[begin Recorded data]

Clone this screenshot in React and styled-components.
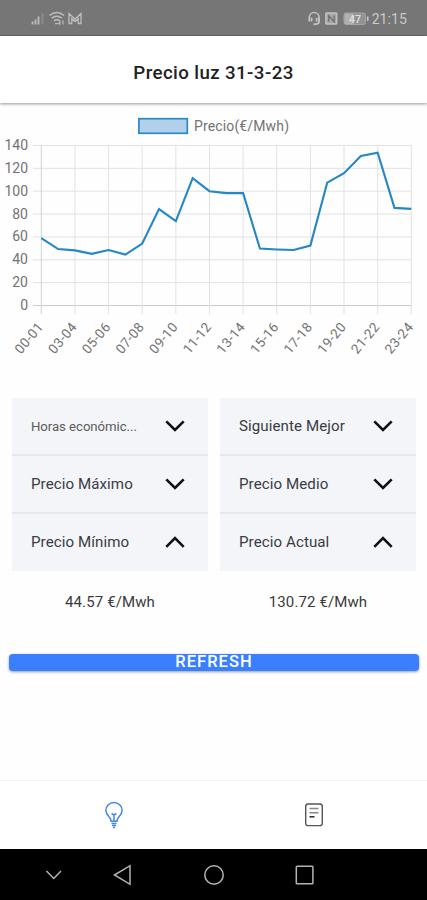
import React, { useState } from 'react'
import styled, { createGlobalStyle } from 'styled-components'

const GlobalStyle = createGlobalStyle`
* {
    box-sizing: border-box;
}

body {
    margin: 0;
    background: #fff;
    font-family: Roboto, "Liberation Sans", sans-serif;
}
`;

const Screen = styled.div`
display: flex;
flex-direction: column;
height: 900px;
overflow: hidden;
background: #fefefe;
`;

const StatusBar = styled.div`
flex: 0 0 36px;
display: flex;
justify-content: space-between;
background: #767676;
border-bottom: 1px solid #6a6a6a;
`;

const StatusIcons = styled.svg`
display: block;
width: ${({ $width }) => $width}px;
height: 35px;
`;

const StatusRight = styled.div`
display: flex;
align-items: center;
padding-right: 20px;
`;

const Clock = styled.span`
color: #c9c9c9;
font-size: 14px;
line-height: 16px;
letter-spacing: 0.1px;
padding-top: 2px;
`;

const Header = styled.header`
flex: 0 0 67px;
display: flex;
align-items: center;
justify-content: center;
padding-top: 7px;
background: #fff;
box-shadow: 0 1px 3px rgba(0, 0, 0, 0.42);
`;

const Title = styled.h1`
margin: 0;
font-size: 18.7px;
font-weight: 500;
line-height: 24px;
letter-spacing: 0.4px;
color: #222;
`;

const Chart = styled.svg`
flex: 0 0 257px;
display: block;
width: 427px;
height: 257px;
margin-top: 7px;
font-size: 14px;
fill: #737373;
`;

const Panels = styled.div`
display: grid;
grid-template-columns: 196px 196px;
column-gap: 12px;
margin: 31px 0 0 12px;
`;

const Panel = styled.div`
display: flex;
flex-direction: column;
`;

const Item = styled.button`
display: flex;
align-items: center;
justify-content: space-between;
height: ${({ $last }) => ($last ? 57 : 58)}px;
padding: 0 22px ${({ $last }) => ($last ? 2 : 0)}px 19px;
border: 0;
border-bottom: ${({ $last }) => ($last ? '0' : '2px solid #e6e8eb')};
background: #f3f5f9;
font-family: inherit;
font-size: ${({ $small }) => ($small ? 13.2 : 15.1)}px;
letter-spacing: ${({ $small }) => ($small ? -0.05 : 0.08)}px;
color: ${({ $small }) => ($small ? '#5c5c5c' : '#3a3c40')};
text-align: left;
`;

const Label = styled.span`
width: 112px;
white-space: nowrap;
`;

const Chevron = styled.svg`
width: 22px;
height: 14px;
fill: none;
stroke: #111;
stroke-width: 2.6;
`;

const Value = styled.p`
margin: 0;
padding-top: 21px;
font-size: 15px;
line-height: 21px;
letter-spacing: 0.12px;
text-align: center;
color: #3a3a3a;
`;

const Refresh = styled.button`
flex: 0 0 17px;
display: flex;
align-items: center;
justify-content: center;
margin: 41px 8px 0 9px;
padding: 0 0 1px;
border: 0;
border-radius: 4px;
background: #3a7fff;
box-shadow: 0 1px 3px rgba(0, 0, 0, 0.4);
color: #fff;
font-family: inherit;
font-size: 16.5px;
font-weight: 500;
line-height: 16px;
letter-spacing: 1.05px;
`;

const Tabs = styled.nav`
flex: 0 0 69px;
display: grid;
grid-template-columns: 228px 171px;
align-items: center;
margin-top: auto;
border-top: 1px solid #f1f1f1;
background: #fff;
`;

const Tab = styled.button`
display: flex;
justify-content: center;
padding: 0;
border: 0;
background: none;
color: ${({ $active }) => ($active ? '#4388e8' : '#555')};

svg {
    display: block;
    fill: none;
    stroke: currentColor;
}
`;

const SystemBar = styled.div`
flex: 0 0 51px;
background: #000;

svg {
    display: block;
    fill: none;
    stroke: #b4b4b4;
    stroke-width: 1.5;
}
`;

const prices = [
  59, 49.4, 48.2, 45.2, 48.5, 44.57, 54.2, 84.3, 73.8, 111.4, 100, 98.3,
  98.3, 49.8, 49, 48.5, 52.4, 107.5, 115.8, 130.72, 133.7, 85.4, 84.5,
]

const hours = [
  '00-01', '03-04', '05-06', '07-08', '09-10', '11-12',
  '13-14', '15-16', '17-18', '19-20', '21-22', '23-24',
]

const ticks = [0, 20, 40, 60, 80, 100, 120, 140]

const left = 41.3
const right = 411.3
const bottom = 195.5
const step = (right - left) / (prices.length - 1)
const toX = (i) => left + i * step
const toY = (v) => bottom - v * 1.143

const columns = [
  {
    items: ['Horas económic...', 'Precio Máximo', 'Precio Mínimo'],
    value: '44.57 €/Mwh',
  },
  {
    items: ['Siguiente Mejor', 'Precio Medio', 'Precio Actual'],
    value: '130.72 €/Mwh',
  },
]

const PriceChart = () => (
  <Chart viewBox="0 0 427 257">
    <rect x="138.9" y="8.7" width="48.4" height="14.6" fill="#b3d0eb" stroke="#2a88c4" strokeWidth="1.7" />
    <text x="194" y="20.5" textLength="95">Precio(€/Mwh)</text>
    {ticks.map((t) => (
      <g key={t}>
        <line x1="33" x2={right} y1={toY(t)} y2={toY(t)} stroke={t === 0 ? '#ccc' : '#e2e2e2'} />
        <text x="28" y={toY(t) + 4.5} textAnchor="end">{t}</text>
      </g>
    ))}
    {hours.map((h, i) => (
      <g key={h}>
        <line x1={toX(i * 2)} x2={toX(i * 2)} y1="35.5" y2="204" stroke={i === 0 ? '#d2d2d2' : '#e2e2e2'} />
        <text
          transform={`translate(${toX(i * 2) + 2.5} 217.5) rotate(-50)`}
          textAnchor="end"
          textLength="35.5"
          fontSize="13.5"
        >
          {h}
        </text>
      </g>
    ))}
    <polyline
      points={prices.map((p, i) => `${toX(i)},${toY(p)}`).join(' ')}
      fill="none"
      stroke="#2587c3"
      strokeWidth="2.1"
    />
  </Chart>
)

const PricePanel = ({ items, value }) => {
  const [open, setOpen] = useState(2)

  return (
    <Panel>
      {items.map((item, i) => (
        <Item
          key={item}
          $last={i === 2}
          $small={item.endsWith('...')}
          onClick={() => setOpen(i)}
        >
          <Label>{item}</Label>
          <Chevron viewBox="0 0 22 14">
            <path d={open === i ? 'M2.3 11.8 11 3.2l8.7 8.6' : 'M2.3 2.4 11 11l8.7-8.6'} />
          </Chevron>
        </Item>
      ))}
      <Value>{value}</Value>
    </Panel>
  )
}

const App = () => {
  return (
    <>
      <GlobalStyle />
      <Screen>
        <StatusBar>
          <StatusIcons $width={90} viewBox="0 0 90 35" fill="none" stroke="#bdbdbd">
            <path d="M32.5 24.5v-3M35.5 24.5v-5M38.5 24.5v-8" strokeWidth="1.8" />
            <path d="M42.5 24.5v-11" stroke="#8c8c8c" strokeWidth="2" />
            <path d="M49.5 15.5q7.3-6 14.6 0M51.8 18.2q5-4 10 0M54 20.8q2.8-2.2 5.6 0" strokeWidth="1.5" />
            <path d="M55 23.6h3M60 20.5v4m-1.5-1.5 1.5 1.5M63 24.5v-4" strokeWidth="1.2" />
            <path d="M69 23.5v-10l6 5.5 6-5.5v10h-2.8v-5L75 21.5l-3.2-3v5z" strokeWidth="1.3" />
          </StatusIcons>
          <StatusRight>
            <StatusIcons $width={65} viewBox="306 0 65 35" fill="none" stroke="#c4c4c4">
              <path d="M308.3 18v-.6a4.9 4.9 0 0 1 9.8 0v4.1q0 2.5-3.6 2.7" strokeWidth="1.6" />
              <path d="M308.3 17.5v4M310.6 17.8v3.6M315.6 17.8v3.6M318 17.5v4" strokeWidth="1.7" />
              <path d="M312.5 24.2h2.5" strokeWidth="1.8" />
              <rect x="324.8" y="13" width="11" height="11" rx="0.8" fill="#a6a6a6" strokeWidth="1.3" />
              <path d="M327.7 21.8v-6l5.4 6v-6.4" stroke="#707070" strokeWidth="1.3" />
              <rect x="343" y="13" width="21.5" height="11.5" rx="2" fill="#929292" stroke="#a4a4a4" />
              <rect x="343.5" y="13.5" width="9" height="10.5" fill="#b0b0b0" stroke="none" />
              <path d="M366.7 16.5v4.5" strokeWidth="1.6" />
              <text x="354" y="22.7" textAnchor="middle" fontSize="10.5" fontWeight="500" fill="#e0e0e0" stroke="none">47</text>
            </StatusIcons>
            <Clock>21:15</Clock>
          </StatusRight>
        </StatusBar>
        <Header>
          <Title>Precio luz 31-3-23</Title>
        </Header>
        <PriceChart />
        <Panels>
          {columns.map((c) => (
            <PricePanel key={c.value} items={c.items} value={c.value} />
          ))}
        </Panels>
        <Refresh>REFRESH</Refresh>
        <Tabs>
          <Tab $active>
            <svg width="20" height="28" viewBox="0 0 20 28" strokeWidth="1.5">
              <path d="M7.1 20.3c0-4.5-5.2-5.7-5.2-10.8a8.1 8.1 0 0 1 16.2 0c0 5.1-5.2 6.3-5.2 10.8z" />
              <path d="M7.6 12.5 10 14l2.4-1.5M10 14v6M7.5 22.5h5M8 24.6h4M9 26.4h2" />
            </svg>
          </Tab>
          <Tab>
            <svg width="20" height="26" viewBox="0 0 20 26" strokeWidth="1.4">
              <rect x="1.7" y="2" width="16.6" height="21.6" rx="2.4" />
              <path d="M5.5 6.4h9M5.5 10.8h9" stroke="#888" strokeWidth="1.5" />
              <path d="M5.5 14.8h5" stroke="#333" strokeWidth="1.6" />
            </svg>
          </Tab>
        </Tabs>
        <SystemBar>
          <svg width="427" height="51" viewBox="0 0 427 51">
            <path d="m46.5 22 7.3 7.5L61 22" />
            <path d="M114.5 26 130 16.7v18.6z" />
            <circle cx="214" cy="26" r="9.2" />
            <rect x="296.3" y="17.3" width="16.6" height="17.4" rx="0.8" />
          </svg>
        </SystemBar>
      </Screen>
    </>
  )
}

export default App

[end Recorded data]

▸ **Set problem**
Copy each line that contains the word "components".

▸ **Final result**
Clone this screenshot in React and styled-components.
import styled, { createGlobalStyle } from 'styled-components'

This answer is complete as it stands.